It's kind of odd that you have no output tube specs in your "thought experiment" but I will play along.
I guess we assume that the amp is wired correctly and that tubes are in serviceable condition. (Don't laugh; I once worked in an electronics factory fixing stuff right off the ass'y line after it failed the first "power on" test, and under those conditions, you have no right to assume that the device *ever* worked properly)
You would probably start by looking at the tubes and comparing them to known types. If they appeared to be beam power tubes or tetrodes, I would look to see the voltage ratings of the p/s caps. I would examine the circuitry and see if it's something resembling a push-pull output (you did say tubeS plural)
I'd insert 1 ohm resistors in the cathode circuits of the output tubes.
Assuming all that achieves a picture of a generally typical push-pull output section, and again, we are assuming the amp once worked and has not been randomly rewired, thus there is some sort of bias circuit there) Maybe it is fixed, maybe is variable. At some point, I guess I would have the confidence to power up the amp, hopefully there is a standby, and I'd set the bias to a very high (negative, of course) voltage to where I'd be pretty sure the output tubes would be shut off. Turn on B+. Await smoke. Or, if the bias was fixed but I had no confidence that the output tubes wouldn't overcurrent, I would have to build a simple bias supply and hotwire it into the circuit such that I could turn on B+ and be quite sure that the output tubes wouldn't fry. Give 'em -100 volts or so negative bias.
And basically, feed the amp a sine wave of an amplitude typical of how the amp would be used, and crank down the negative bias (eg; make it more positive, closer to zero, output section more and more turned on) while looking at the output on a scope and monitoring cathode current. At some point, the thing starts to amplify...or not...but assuming that I eventually get some kind of signal on my output, I would turn on the output section more and more until the cathode current (if the tube was the size of a 6V6) landed into 6V6 zone, or if larger, then larger.
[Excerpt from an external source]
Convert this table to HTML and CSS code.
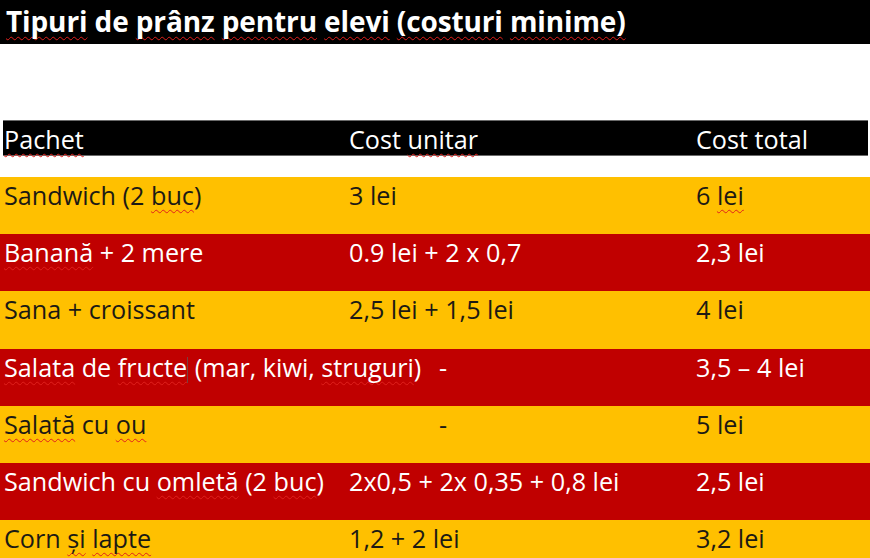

Run it for a while into a dummy load, check in to see if anything was burning or smelling funny.
If I was looking for tweed-style breakup, I might be looking for one thing. If I wanted "high-fidelity" I'd be sensitive to when distortion started showing up (which you can barely see on a scope)
As my confidence in the rig grew, I might bias the amp hotter and hotter until distortion showed up and then back off. I myself bias my amps a little on the cold side, but I am a jazz player and use a clean tone. I'd rather my tubes lasted longer, but that's just me. Tweed amps are sort of not useful to me. YMMV.